Integrating ESG and Climate Risk into Enterprise Risk Management (ERM)
As climate and ESG risk affects most traditional categories of risk, it is imperative that it be managed proactively. This can be done by integrating ESG and climate risk drivers into Enterprise Risk Management (ERM). This is not just good governance—it is a strategic necessity.
One of the most widely used ERM frameworks was developed by COSO (The Committee of Sponsoring Organisations of the Treadway Commission), which requires integration across five broad areas as per their latest 2017 version:
Governance
The board must actively oversee ESG-related risks, ensuring that ESG considerations are embedded into the organisation’s governance structure. Companies should demonstrate a commitment to core ESG values and ensure that skilled individuals are recruited and retained to manage evolving ESG risks effectively.
Strategy
The organisation should evaluate its external and internal business environment with ESG factors in mind, define its risk appetite for climate and sustainability-related issues, assess alternative business strategies based on ESG impacts, and establish ESG-aligned objectives that support long-term value creation.
Performance
ESG risks must be identified systematically across the value chain, their severity assessed and prioritised based on materiality. Companies should implement timely responses to these risks and develop an integrated ESG risk portfolio view to align risk exposure with enterprise goals.
Review
Companies should regularly assess substantial change in ESG, including regulatory, environmental, or social developments. ESG risk performance must be reviewed in light of these changes, and efforts should be made to continuously improve the enterprise risk management.
Communication
Companies should leverage data systems and technology to analyse ESG risk information, ensure transparent internal communication between departments, and report ESG risk culture and performance to stakeholders in alignment with global frameworks like ISSB, BRSR, and TCFD.

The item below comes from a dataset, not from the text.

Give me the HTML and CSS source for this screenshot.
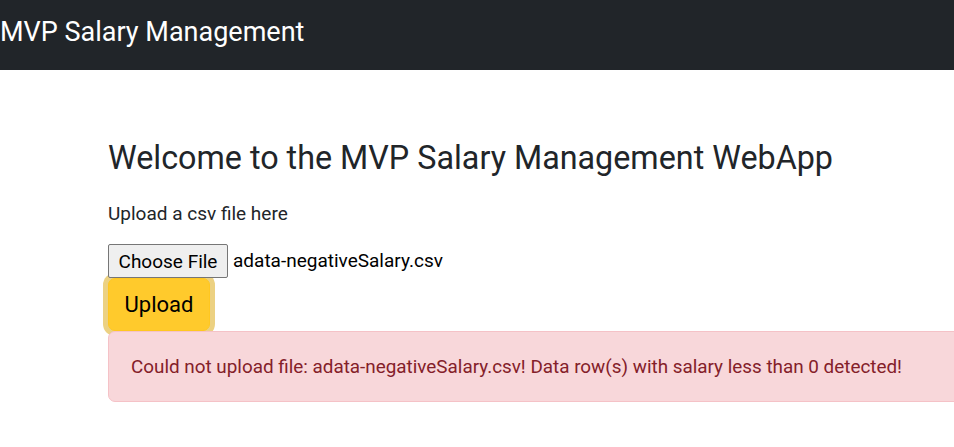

This depicts that climate risk measurement and management is possible and can be incorporated into standard enterprise risk management frameworks.
Key Measures for ESG-ERM Integration
Step 1: Establish Governance and Ownership
- Define clear responsibilities across risk, compliance, and sustainability teams.
- Engage the board and leadership in ESG risk oversight. Form a cross-functional ESG risk committee.
Step 2: Identify Material ESG Risks
- Conduct a double materiality assessment and map ESG-related risk drivers (for instance, physical, transition, litigation, reputational risks).
- Consider systemic, sectoral, and supply chain exposure.
- Align with global frameworks such as GRI, ISSB, SASB.
- Use materiality matrices to prioritize ESG risks.
- Conduct scenario analysis and stress testing for climate and social risks.
- Evaluate short-, medium-, and long-term implications.
Step 3: Integrate ESG into Risk Frameworks
- Embed ESG into risk registers, Key Performance Indicators (KPIs), and capital planning.
- Update internal controls, audit protocols, and risk appetite statements.
- Link ESG risks with KPIs and financial reporting.
- Embed ESG factors into enterprise risk registers, heat maps, and control systems.
- Update ERM policies to reflect ESG-specific risk categories (e.g. climate, human rights, biodiversity, supply chain ethics).
Step 4: Quantify and Prioritize Risks
- Apply scenario analysis, stress testing, and impact likelihood scoring for ESG-linked risks.
- Link ESG risk to financial materiality and strategic objectives.
Step 5: Monitor, Report & Improve
- Align ESG risk metrics with KPIs.
- Ensure disclosures meet global reporting standards (e.g. ISSB S1/S2, BRSR Core, CDP).
- Continuously refine processes based on internal audits, regulatory trends, and stakeholder feedback.
Why This Matters
- Anticipate long-term risks
- Build investor confidence
- Align sustainability with resilience
- Navigate policy, reputational, and climate-related exposure
ESG is not a separate lens—it is the new baseline for enterprise risk.